Guide to Ocean Bills of Lading and Trade Risks

This paper delves into the classification of international ocean bills of lading, covering dimensions such as consignee, on-board status, and endorsements. It elaborates on the application scenarios, risk warnings, and precautions for different types of bills of lading. Combining practical experience, it provides foreign trade practitioners with suggestions on bill of lading selection, helping them mitigate risks and ensure smooth trade in international trade. This analysis aims to provide a practical guide for navigating the complexities of bills of lading in global commerce.
Guide to Ocean Bills of Lading and Trade Risks

Imagine your goods crossing oceans while a small document—the bill of lading—acts as their passport, determining their final ownership. If this "passport" encounters issues, consequences range from delayed deliveries to complete loss of both goods and payment. As the core document in international trade, understanding the classification and application of ocean bills of lading is crucial for transaction success.

An ocean bill of lading is far more than a simple piece of paper. It serves as a receipt for goods, a contract of carriage, and a document of title. Mastering the characteristics of different bills is essential for navigating international trade effectively.

I. By Consignee Type: Who Holds Control?

The "consignee" field on a bill of lading determines who may claim the goods. Based on this field's completion method, bills fall into three categories:

Straight Bill of Lading: Designated Recipient

As the name suggests, a straight bill specifies the consignee's full name in the designated field. Only this named party may claim the goods. While offering high security against unauthorized claims, this bill type cannot be transferred—ownership remains fixed once issued.

Ideal for:

  • Established trade relationships with trusted partners
  • Direct shipments without need for resale or financing

Practical Note: Some routes may impose additional fees (typically $50-$100 more than standard bills on Europe-America routes).

Bearer Bill of Lading: Possession Equals Ownership

Contrasting with straight bills, bearer bills list "Bearer" in the consignee field. Whoever physically holds the document may claim the goods. While offering maximum transferability (functioning like cash), this format carries extreme security risks—loss may result in unauthorized claims.

Ideal for:

  • Urgent transactions requiring immediate transfer
  • Low-value shipments where security is secondary

Warning: Due to exceptional risk, avoid bearer bills unless absolutely necessary. Some carriers may require additional guarantees from shippers.

Order Bill of Lading: Flexible Control

This hybrid format lists "To order" or "To order of [entity]" in the consignee field, allowing transfer through endorsement while maintaining security.

Common variations:

  • To order of shipper: Allows transfer to banks or trade partners (common in letter of credit transactions)
  • To order of consignee: Permits onward transfer (used in resale transactions)
  • To order of bank: Facilitates bank-mediated transfers (typical in letter of credit settlements)

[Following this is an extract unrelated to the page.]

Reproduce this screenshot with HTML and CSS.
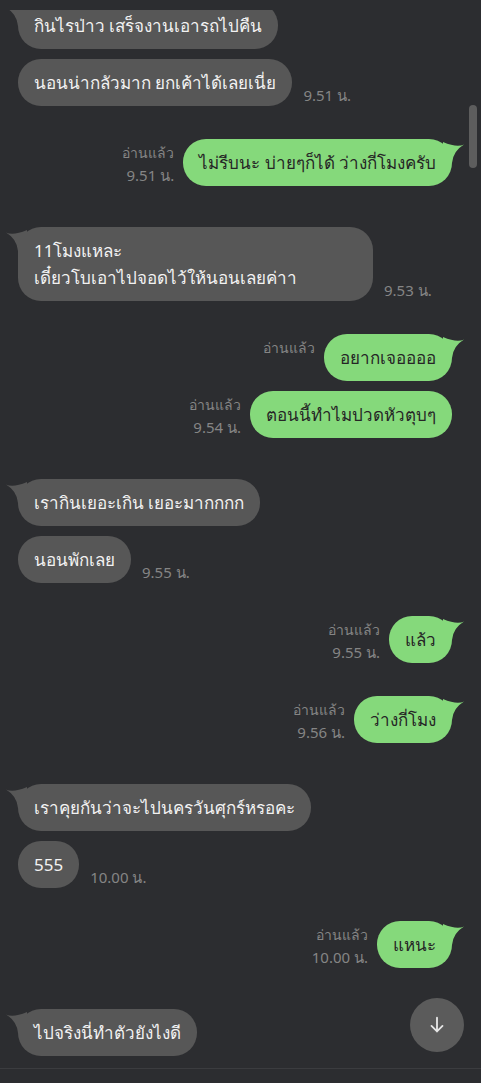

Critical Note: Proper endorsement is mandatory for transfer. Incomplete or unclear endorsements may hinder cargo release.

II. By Shipment Status: Tracking Progress

The bill's notation of loading status determines transportation timelines and liability.

Shipped/On Board Bill: Cargo Loaded

Issued after goods board the vessel, these bills specify the ship name and loading date—providing accurate transport status. Most international transactions require this format.

Key Point: Banks typically reject bills lacking clear loading dates during letter of credit settlements.

Received for Shipment Bill: Awaiting Loading

Issued when carriers receive goods but before loading, these documents are increasingly used in multimodal transport.

Note: Conversion to shipped bills may incur amendment fees ($50-$200). Many letters of credit restrict acceptance of unloaded bills.

III. By Annotations: Goods Condition

Bill annotations reflect the cargo's apparent condition during loading.

Clean Bill: Undamaged Goods

Bills without damage notations indicate proper loading condition—the ideal scenario for all parties. Most trade agreements and letters of credit require clean bills.

Practical Tip: Proper packaging prevents carrier annotations that might trigger bank rejections.

Unclean/Foul Bill: Noted Defects

Carrier annotations about damage, wetness, or shortages create unclean bills—often leading to buyer rejections or price reductions.

Risk Management: Immediate buyer communication is critical when unavoidable defects occur.

Strategic Selection: Matching Bills to Needs

Effective bill selection requires considering:

  • Transaction type: Letters of credit typically demand order bills; direct payments may use straight bills
  • Cargo value: High-value or fragile goods warrant clean bills with extra protections
  • Risk tolerance: Bearer bills should be avoided except in extreme circumstances

Additional Considerations

Beyond classification, remember:

  • Copies: Typically three original copies (the only legally binding versions)
  • Accuracy: All bill information must be precise—including parties, vessel details, and cargo descriptions
  • Endorsements: Order bills require proper, complete endorsements for transfer

The Electronic Future

Digital bills are gaining traction for their efficiency and security benefits. While not yet mainstream, electronic bills may soon dominate international trade documentation.